Diferentemente do Brasil, onde a lei rege, aprioristicamente, a conduta das pessoas — ninguém será obrigado a fazer ou deixar de fazer alguma coisa senão em virtude de lei, conforme artigo 5º, inciso II, da CF —, é de se ver que os anglo-saxões não dispõem de Constituição escrita, regendo-se por alguns éditos com força constitucional — a Magna Carta, de 1215, The Petition of Rights, de 1628, o Habeas-Corpus Act, de 1679, o Bill of Rights de 1689 etc. Lá no Reino Unido, sim, predomina o direito consuetudinário (common law) pelo qual o costume é que gera o direito, o qual é declarado, caso a caso, inicialmente pelo Judiciário, formando o precedente (stare decise). A lei, se vier (não há necessidade de vir) acatará obrigatoriamente o precedente, podendo ampliar direitos.

Penso, pois, que a comparação constitucional mais própria, adequada e pertinente é a que é feita entre a Constituição brasileira e a americana que é, e continua sendo, o seu mais forte, evidente e exponencial paradigma.

De todo modo, o objetivo dessas considerações, ao analisar a matéria, não é o de exaltar o direito alienígena. Procurou-se resolver a questão, efetivamente, com base na coerente e perfeita interpretação dos princípios constitucionais inseridos em nossa Carta Política, tendo-se em mente a nossa atual realidade — repleta de crimes, violências e corrupções — e as legítimas aspirações do povo brasileiro de se alcançar, de imediato, a igualdade de fato e de direito.


Por isso que, agora, resta saber como tornar sem efeito essa súmula vinculante do Supremo Tribunal, vez que ela sintetiza a interpretação constitucional da matéria feita pela Excelsa Corte e, que, por isso mesmo, não pode, nem deve, no momento, ser descumprida. O respeito à Instituição é mais importante do que opiniões pessoais. Afinal, queremos viver num governo de leis e não de homens.

Assim, vê-se que o governo não pode mais, a título de regulamentar o artigo 199 da Lei de Execuções Penais, dispor por decreto, de forma diferente. Tampouco, ao Congresso Nacional é permitido alterá-la diversamente por meio de lei. Ambos terão que se ater, compulsoriamente, às diretrizes traçadas pela Súmula Vinculante 11. A situação presente, em termos legislativos, é bem pior do que a anterior, antes da edição da referida súmula.

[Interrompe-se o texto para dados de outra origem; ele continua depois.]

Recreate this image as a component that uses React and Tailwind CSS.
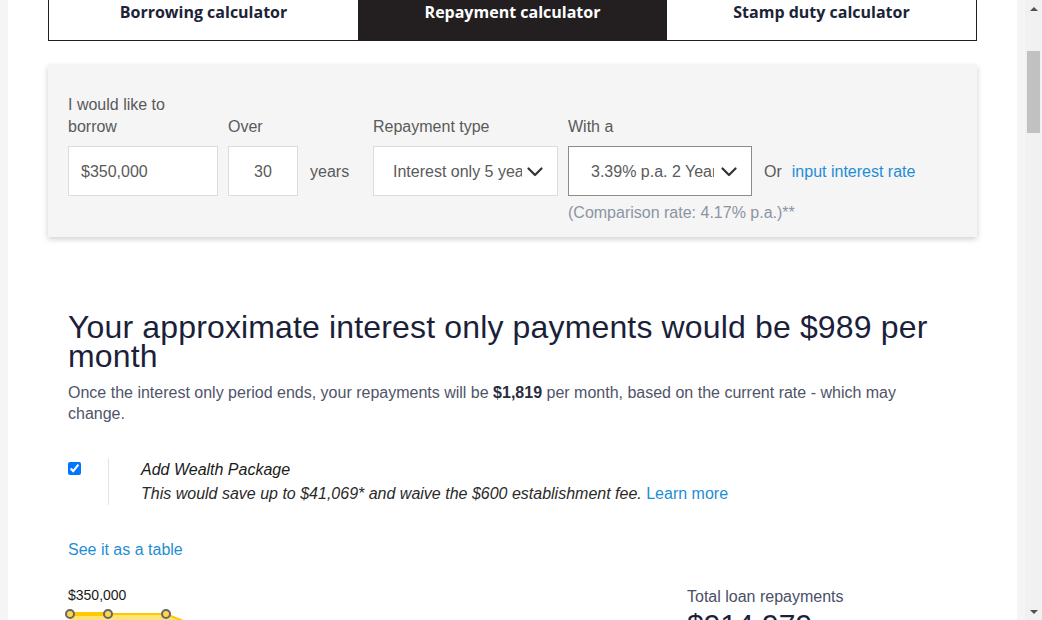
function Chevron() {
  return (
    <svg width="16" height="10" viewBox="0 0 16 10" className="shrink-0">
      <path d="M1.5 1.5 L8 8 L14.5 1.5" fill="none" stroke="#333" strokeWidth="2.2" strokeLinecap="round" strokeLinejoin="round" />
    </svg>
  );
}

export default function App() {
  return (
    <div className="flex h-[620px] w-[1042px] overflow-hidden bg-white">
      <div className="w-[8px] shrink-0 bg-[#f5f5f5]" />
      <main className="flex-1 px-10 font-['Liberation_Sans',Arial,sans-serif]">
        {/* Tabs */}
        <div className="grid h-[41px] grid-cols-3 border-x border-b border-[#231f20] font-['Open_Sans',sans-serif] text-[16px] font-bold leading-[24px]">
          <div className="flex justify-center text-[#1b2437]">Borrowing calculator</div>
          <div className="flex justify-center bg-[#231f20] text-white">Repayment calculator</div>
          <div className="flex justify-center text-[#1b2437]">Stamp duty calculator</div>
        </div>

        {/* Form panel */}
        <div className="mt-[24px] flex h-[172px] items-start bg-[#f5f5f5] px-5 pt-[29px] text-[16px] leading-[22px] text-[#5a5a5a] shadow-[0_2px_6px_rgba(0,0,0,0.2)]">
          <div className="flex w-[150px] flex-col">
            <div className="flex h-[44px] items-end">
              <span>I would like to<br />borrow</span>
            </div>
            <div className="mt-[8px] flex h-[50px] items-center border border-[#dcdcdc] bg-white px-[12px] pt-[1px]">$350,000</div>
          </div>
          <div className="ml-[10px] flex w-[70px] flex-col">
            <div className="flex h-[44px] items-end">Over</div>
            <div className="mt-[8px] flex h-[50px] items-center justify-center border border-[#dcdcdc] bg-white pt-[1px]">30</div>
          </div>
          <div className="ml-[12px] flex w-[63px] flex-col">
            <div className="h-[44px]" />
            <div className="mt-[8px] flex h-[50px] items-center pt-[1px]">years</div>
          </div>
          <div className="flex w-[185px] flex-col">
            <div className="flex h-[44px] items-end">Repayment type</div>
            <div className="mt-[8px] flex h-[50px] items-center border border-[#dcdcdc] bg-white pl-[19px] pr-[14px] pt-[1px]">
              <span className="w-[129px] overflow-hidden whitespace-nowrap">Interest only 5 years</span>
              <span className="ml-auto"><Chevron /></span>
            </div>
          </div>
          <div className="ml-[10px] flex w-[184px] flex-col">
            <div className="flex h-[44px] items-end">With a</div>
            <div className="mt-[8px] flex h-[50px] items-center border border-[#8c8c8c] bg-white pl-[22px] pr-[14px] pt-[1px]">
              <span className="w-[123px] overflow-hidden whitespace-nowrap">3.39% p.a. 2 Year Fixed</span>
              <span className="ml-auto"><Chevron /></span>
            </div>
            <div className="mt-[6px] whitespace-nowrap leading-[21px] text-[#8b94a3]">(Comparison rate: 4.17% p.a.)**</div>
          </div>
          <div className="ml-[12px] flex flex-col">
            <div className="h-[44px]" />
            <div className="mt-[8px] flex h-[50px] items-center whitespace-nowrap pt-[1px]">
              <span>Or</span>
              <span className="ml-[10px] text-[#1f8dd6]">input interest rate</span>
            </div>
          </div>
        </div>

        {/* Result heading */}
        <h1 className="mt-[76px] px-5 text-[32px] font-normal leading-[29px] tracking-[0.15px] text-[#1c1f3a]">
          <span className="whitespace-nowrap">Your approximate interest only payments would be $989 per</span>
          <br />month
        </h1>
        <p className="mt-[11px] px-5 text-[16px] leading-[21px] text-[#505468]">
          Once the interest only period ends, your repayments will be <b className="text-[#2a2d3e]">$1,819</b> per month, based on the current rate - which may
          <br />change.
        </p>

        {/* Wealth package */}
        <div className="mt-[34px] flex px-5">
          <div className="w-[40px] pt-[4px]">
            <input type="checkbox" defaultChecked className="m-0 block h-[13px] w-[13px]" />
          </div>
          <div className="h-[47px] border-l border-[#e3e3e3]" />
          <div className="pl-[32px] italic leading-[24px] text-[#1a1a1a]">
            <div className="text-[16px]">Add Wealth Package</div>
            <div className="text-[16px] text-[#2a2a2a]">
              This would save up to $41,069* and waive the $600 establishment fee. <span className="not-italic text-[#1f8dd6]">Learn more</span>
            </div>
          </div>
        </div>

        <div className="mt-[33px] px-5 text-[16px] leading-[21px] text-[#1f8dd6]">See it as a table</div>

        {/* Chart + totals */}
        <div className="mt-[27px] flex px-5">
          <div className="w-[619px]">
            <div className="text-[14px] leading-[16px] text-[#1a1a1a]">$350,000</div>
            <svg width="200" height="20" className="block overflow-visible">
              <path d="M2 11 L40 11 L98 11 L130 24 L2 24 Z" fill="#ffe27a" />
              <path d="M2 11 L40 11" stroke="#ffc800" strokeWidth="4" />
              <path d="M40 11 L98 11 L130 24" stroke="#ffc800" strokeWidth="2" fill="none" />
              <circle cx="2" cy="11" r="4" fill="#ffd54a" stroke="#666" strokeWidth="2" />
              <circle cx="40" cy="11" r="4" fill="#ffd54a" stroke="#666" strokeWidth="2" />
              <circle cx="98" cy="11" r="4" fill="#ffd54a" stroke="#666" strokeWidth="2" />
            </svg>
          </div>
          <div className="flex flex-col">
            <div className="text-[16px] leading-[20px] text-[#4a5068]">Total loan repayments</div>
            <div className="text-[30px] leading-[36px] text-[#1c1f3a]">$914,979</div>
          </div>
        </div>
      </main>
      <div className="w-[8px] shrink-0 bg-[#f5f5f5]" />
      <div className="flex w-[17px] shrink-0 flex-col bg-[#f1f1f1]">
        <div className="flex h-[17px] items-center justify-center">
          <div className="h-0 w-0 border-x-[4px] border-b-[4px] border-x-transparent border-b-[#505050]" />
        </div>
        <div className="mx-[2px] mt-[34px] h-[82px] bg-[#c1c1c1]" />
        <div className="flex-1" />
        <div className="flex h-[17px] items-center justify-center">
          <div className="h-0 w-0 border-x-[4px] border-t-[4px] border-x-transparent border-t-[#505050]" />
        </div>
      </div>
    </div>
  );
}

Entendo haver, portanto, só duas soluções para tornar essa súmula sem efeito, se esse for o objetivo dos que discordam de sua aplicação: l. o Congresso Nacional deve fazer uma emenda constitucional pela qual superará o entendimento esposado pelo Supremo Tribunal Federal. Para esse fim, ele está constitucionalmente autorizado. Em virtude de nossa forma republicana de governo, o Poder Legislativo é, também, ao lado dos outros dois ramos governamentais — todos harmônicos e independentes entre si —, legítimo intérprete do texto constitucional; 2. os doutrinadores devem emitir comentários contra o teor da súmula, de modo a sensibilizar o Supremo Tribunal Federal a revogá-la.

Referências

1. Abraham, Henry J. and Perry, Barbara A. Freedom & The Court. 6.ed.New York: Oxford University Press, 1994.

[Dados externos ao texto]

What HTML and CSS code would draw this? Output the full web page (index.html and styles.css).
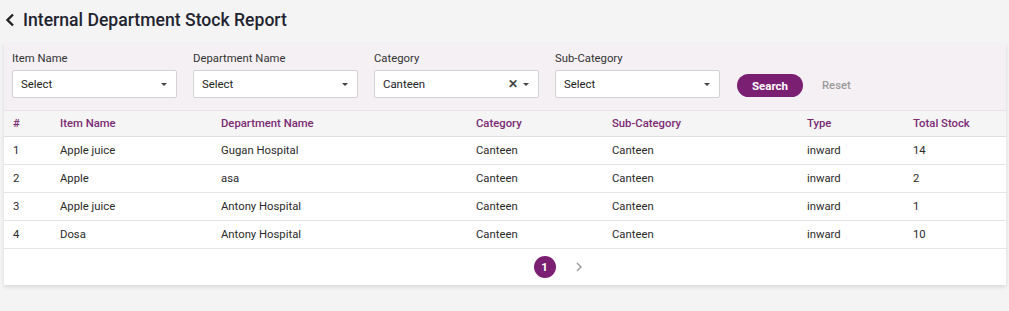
FILE: index.html
```html
<html><head>
    <meta charset="UTF-8">
    <title>Internal Department Stock Report</title>
    <link rel="stylesheet" href="styles.css">
</head>

<body>
    <div class="page-head">
        <span class="back">
            <svg width="10" height="14" viewBox="0 0 10 14"><path d="M8 1.5 L2.5 7 L8 12.5" fill="none" stroke="#222" stroke-width="2.4"/></svg>
        </span>
        <h1>Internal Department Stock Report</h1>
    </div>

    <div class="card">
        <div class="filters">
            <div class="field">
                <label>Item Name</label>
                <div class="select"><span>Select</span><i class="caret"></i></div>
            </div>
            <div class="field">
                <label>Department Name</label>
                <div class="select"><span>Select</span><i class="caret"></i></div>
            </div>
            <div class="field">
                <label>Category</label>
                <div class="select"><span>Canteen</span><b class="clear">&#x2715;</b><i class="caret"></i></div>
            </div>
            <div class="field">
                <label>Sub-Category</label>
                <div class="select"><span>Select</span><i class="caret"></i></div>
            </div>
            <button class="btn-search">Search</button>
            <button class="btn-reset">Reset</button>
        </div>

        <table class="stock-table">
            <thead>
                <tr>
                    <th class="c-no">#</th>
                    <th class="c-item">Item Name</th>
                    <th class="c-dept">Department Name</th>
                    <th class="c-cat">Category</th>
                    <th class="c-sub">Sub-Category</th>
                    <th class="c-type">Type</th>
                    <th>Total Stock</th>
                </tr>
            </thead>
            <tbody>
                <tr><td>1</td><td>Apple juice</td><td>Gugan Hospital</td><td>Canteen</td><td>Canteen</td><td>inward</td><td>14</td></tr>
                <tr><td>2</td><td>Apple</td><td>asa</td><td>Canteen</td><td>Canteen</td><td>inward</td><td>2</td></tr>
                <tr><td>3</td><td>Apple juice</td><td>Antony Hospital</td><td>Canteen</td><td>Canteen</td><td>inward</td><td>1</td></tr>
                <tr><td>4</td><td>Dosa</td><td>Antony Hospital</td><td>Canteen</td><td>Canteen</td><td>inward</td><td>10</td></tr>
            </tbody>
        </table>

        <div class="pager">
            <span class="page active">1</span>
            <span class="next">
                <svg width="8" height="10" viewBox="0 0 8 10"><path d="M2 1 L6 5 L2 9" fill="none" stroke="#9a9a9a" stroke-width="1.4"/></svg>
            </span>
        </div>
    </div>
</body></html>
```

FILE: styles.css
```css
body {
    margin: 0;
    padding: 0;
    background-color: #f4f4f4;
    font-family: Roboto, "Liberation Sans", sans-serif;
    font-size: 12px;
    color: #333;
}

.page-head {
    display: flex;
    align-items: center;
    height: 40px;
    padding-left: 5px;
    padding-bottom: 3px;
}

.back {
    display: flex;
    width: 18px;
}

.page-head h1 {
    margin: 0;
    font-size: 17.6px;
    font-weight: 500;
    color: #1f2430;
}

.card {
    margin: 0 3px 0 4px;
    background-color: #fff;
    box-shadow: 0 2px 4px rgba(0, 0, 0, 0.12);
}

.filters {
    display: flex;
    align-items: flex-end;
    gap: 16px;
    background-color: #f4f0f4;
    padding: 9px 8px 12px 8px;
    border-bottom: 1px solid #e6e2e6;
}

.field {
    display: flex;
    flex-direction: column;
}

.field label {
    font-size: 11.3px;
    color: #333;
    margin-bottom: 5px;
}

.select {
    display: flex;
    align-items: center;
    width: 163px;
    height: 26px;
    background-color: #fff;
    border: 1px solid #d2d2d2;
    border-radius: 2px;
}

.select span {
    flex: 1;
    padding-left: 8px;
    font-size: 11.4px;
    color: #222;
}

.clear {
    font-size: 12px;
    color: #444;
    margin-right: 5px;
}

.caret {
    width: 0;
    height: 0;
    border-left: 3px solid transparent;
    border-right: 3px solid transparent;
    border-top: 3px solid #444;
    margin-right: 9px;
}

.btn-search {
    height: 23px;
    width: 66px;
    margin-bottom: 1px;
    margin-left: 1px;
    border: none;
    border-radius: 12px;
    background-color: #7b1f73;
    color: #fff;
    font-family: inherit;
    font-size: 11.5px;
    font-weight: 700;
    cursor: pointer;
}

.btn-reset {
    height: 23px;
    margin-bottom: 1px;
    margin-left: 0;
    padding: 0 3px;
    border: none;
    background: none;
    color: #9a9a9a;
    font-family: inherit;
    font-size: 11.3px;
    font-weight: 500;
}

.stock-table {
    width: 100%;
    border-collapse: collapse;
    font-size: 11.3px;
}

.stock-table th {
    text-align: left;
    font-weight: 500;
    color: #7b2a74;
    background-color: #f5f5f5;
    height: 25px;
    padding: 0 0 0 9px;
    border-bottom: 1px solid #dedede;
}

.stock-table td {
    height: 28px;
    padding: 0 0 0 9px;
    border-bottom: 1px solid #e4e4e4;
    color: #2a2a2a;
}

.c-no { width: 38px; }
.c-item { width: 152px; }
.c-dept { width: 246px; }
.c-cat { width: 127px; }
.c-sub { width: 186px; }
.c-type { width: 97px; }

.pager {
    display: flex;
    justify-content: center;
    align-items: center;
    gap: 19px;
    height: 36px;
    padding-left: 106px;
}

.page {
    display: flex;
    justify-content: center;
    align-items: center;
    width: 22px;
    height: 22px;
    border-radius: 50%;
    background-color: #7b1f73;
    color: #fff;
    font-weight: 700;
    font-size: 11.5px;
}

.next {
    display: flex;
}
```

2. Garvey, John H. and Aleinikoff, T. Alexander. Modern Constitutional Theory: A Reader. St.Paul, Minn.: West Publishing Co., 1991.

3. Silveira, Paulo Fernando. Devido Processo Legal. 3.ed. Belo Horizonte: Del Rey,2001.

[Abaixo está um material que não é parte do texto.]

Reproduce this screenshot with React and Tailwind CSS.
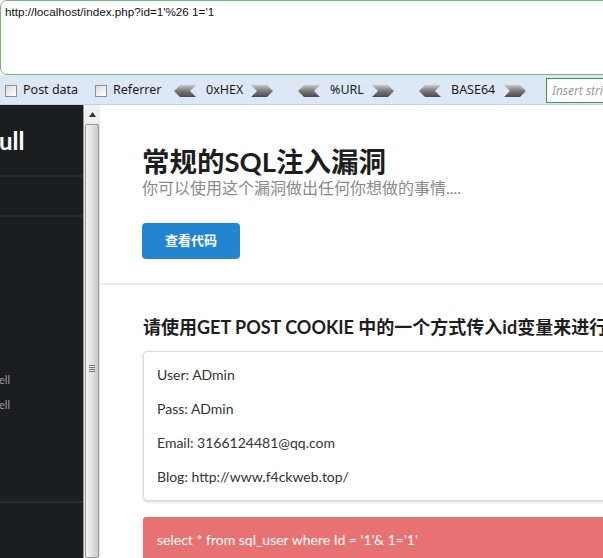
import React from "react";

const LeftArrow = () => (
  <svg width="22" height="12" viewBox="0 0 22 12" className="shrink-0">
    <defs>
      <linearGradient id="la" x1="0" y1="0" x2="0" y2="1">
        <stop offset="0" stopColor="#c8c8c8" />
        <stop offset="0.5" stopColor="#7a7a7a" />
        <stop offset="1" stopColor="#4a4a4a" />
      </linearGradient>
    </defs>
    <polygon points="0,6 6,0 22,0 16,6 22,12 6,12" fill="url(#la)" />
  </svg>
);

const RightArrow = () => (
  <svg width="22" height="12" viewBox="0 0 22 12" className="shrink-0">
    <defs>
      <linearGradient id="ra" x1="0" y1="0" x2="0" y2="1">
        <stop offset="0" stopColor="#c8c8c8" />
        <stop offset="0.5" stopColor="#7a7a7a" />
        <stop offset="1" stopColor="#4a4a4a" />
      </linearGradient>
    </defs>
    <polygon points="0,0 16,0 22,6 16,12 0,12 6,6" fill="url(#ra)" />
  </svg>
);

const Check = () => (
  <span className="inline-block shrink-0 w-[12px] h-[12px] border border-[#8f8f8f] bg-gradient-to-br from-[#dcdcdc] to-[#ffffff]" />
);

export default function App() {
  const cjk = { fontFamily: "Lato, 'Noto Sans CJK SC', sans-serif" };
  return (
    <div className="w-[603px] h-[558px] overflow-hidden bg-white relative" style={{ fontFamily: "'Noto Sans', 'Noto Sans CJK SC', sans-serif" }}>
      {/* URL textarea */}
      <div className="w-[640px] h-[75px] border border-[#73b873] rounded-l-[7px] bg-white pl-[4px] pt-[3px]">
        <div className="text-[11.7px] text-[#111] leading-[16px]" style={{ fontFamily: "'Liberation Sans', sans-serif" }}>
          http://localhost/index.php?id=1'%26 1='1
        </div>
      </div>
      {/* toolbar */}
      <div className="h-[30px] bg-[#dce8f5] border-b border-[#c3d3e4] flex items-center text-[12.5px] text-[#1a1a1a] whitespace-nowrap pt-[2px] overflow-hidden">
        <div className="flex items-center ml-[5px] w-[90px] shrink-0">
          <Check />
          <span className="ml-[6px]">Post data</span>
        </div>
        <div className="flex items-center w-[79px] shrink-0">
          <Check />
          <span className="ml-[6px]">Referrer</span>
        </div>
        <div className="flex items-center shrink-0">
          <LeftArrow />
          <span className="ml-[10px] w-[45px]">0xHEX</span>
          <RightArrow />
        </div>
        <div className="flex items-center ml-[25px] shrink-0">
          <LeftArrow />
          <span className="ml-[10px] w-[42px]">%URL</span>
          <RightArrow />
        </div>
        <div className="flex items-center ml-[25px] shrink-0">
          <LeftArrow />
          <span className="ml-[10px] w-[53px]">BASE64</span>
          <RightArrow />
        </div>
        <div className="ml-[20px] w-[120px] h-[25px] border border-[#3f963f] bg-white flex items-center pl-[5px] text-[12px] italic text-[#999] shrink-0">
          Insert string
        </div>
      </div>
      {/* body */}
      <div className="flex h-[453px]">
        {/* sidebar */}
        <div className="w-[83px] shrink-0 bg-[#1c1d20] flex flex-col overflow-hidden">
          <div className="h-[72px] border-b-2 border-[#2b2c30] flex items-center">
            <span className="text-white font-bold text-[24px] -ml-[1px] pt-[2px]" style={{ fontFamily: "Lato, sans-serif" }}>ull</span>
          </div>
          <div className="h-[40px] border-b-2 border-[#2b2c30]" />
          <div className="h-[286px] border-b-2 border-[#2b2c30] flex flex-col pt-[156px] gap-[11px] text-[11px] text-[#9b9ca0]" style={{ fontFamily: "Lato, sans-serif" }}>
            <span className="-ml-[1px] leading-[14px]">ell</span>
            <span className="-ml-[1px] leading-[14px]">ell</span>
          </div>
        </div>
        {/* scrollbar */}
        <div className="w-[17px] shrink-0 bg-[#e6e6e6] border-l border-[#9a9a9a] flex flex-col">
          <div className="h-[18px] bg-[#f0f0f0] flex items-center justify-center">
            <svg width="7" height="5" viewBox="0 0 7 5"><polygon points="3.5,0 7,5 0,5" fill="#333" /></svg>
          </div>
          <div className="flex-1 mt-[1px] mx-[1px] border border-[#9a9a9a] rounded-[2px] bg-gradient-to-r from-[#f2f2f2] via-[#e2e2e2] to-[#c9c9c9] flex flex-col">
            <div className="h-[240px]" />
            <div className="flex flex-col items-center gap-[1px]">
              <div className="w-[6px] h-[1px] bg-[#777]" />
              <div className="w-[6px] h-[1px] bg-[#777]" />
              <div className="w-[6px] h-[1px] bg-[#777]" />
              <div className="w-[6px] h-[1px] bg-[#777]" />
            </div>
          </div>
        </div>
        {/* main */}
        <div className="flex-1 min-w-0 overflow-hidden bg-white" style={cjk}>
          <div className="w-[800px]">
            <div className="pl-[42px] pt-[40px] pb-[24px] border-b-2 border-[#ebebeb]">
              <h1 className="text-[27.5px] font-bold leading-[33px] text-[#1e1e1e]">常规的SQL注入漏洞</h1>
              <p className="text-[16px] leading-[20px] text-[#8a8a8a]">你可以使用这个漏洞做出任何你想做的事情....</p>
              <div className="mt-[25px] w-[98px] h-[36px] rounded-[4px] bg-[#2185d0] flex items-center justify-center text-white text-[13px] font-bold">
                查看代码
              </div>
            </div>
            <div className="pl-[43px]">
              <h2 className="mt-[30px] text-[18px] font-bold leading-[24px] text-[#1e1e1e] whitespace-nowrap">请使用GET POST COOKIE 中的一个方式传入id变量来进行注入测试</h2>
              <div className="mt-[12px] w-[520px] border border-[#dedede] rounded-[4px] bg-white shadow-[0_1px_3px_rgba(0,0,0,0.18)] pl-[13px] pt-[5px] pb-[7px] text-[14px] text-[#333]">
                <div className="h-[34px] flex items-center">User: ADmin</div>
                <div className="h-[34px] flex items-center">Pass: ADmin</div>
                <div className="h-[34px] flex items-center">Email: 3166124481@qq.com</div>
                <div className="h-[34px] flex items-center">Blog: http://www.f4ckweb.top/</div>
              </div>
              <div className="mt-[16px] w-[520px] h-[60px] bg-[#e87272] rounded-t-[3px] pl-[14px] pt-[14px] text-[14px] text-white leading-[18px]">
                select * from sql_user where Id = '1'&amp; 1='1'
              </div>
            </div>
          </div>
        </div>
      </div>
    </div>
  );
}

4. The Fourth Amendment to the United States Constitution of 1787.

5. Tribe, Laurence H. American Constitutional Law. 2.ed.Mineola,New York: The Foundation Press, Inc., 1988.

6. Mirabete, Julio Fabbrini. Execução Penal. 5.ed.São Paulo: Atlas, 1993.

7. Rehnquist, William H. U.S. Supreme Court: Muehler v. Mena 544 U.S. (2005).


[1]

Mirabete, Julio Fabbrini.

Execução Penal.

5.ed.São Paulo: Atlas, 1993, pg.462.

[2] Muehler v. Mena 544 U.S. (2005).

[3] The Fourth Amendment to the United States Constitution provides: "The right of the people to be secure in their persons, houses, papers, and effects, against unreasonable searches and seizures, shall not be violated, and no Warrants shall issue, but upon probable cause, supported by Oath or affirmation, and particularly describing the place to be searched, and the persons or things to be seized."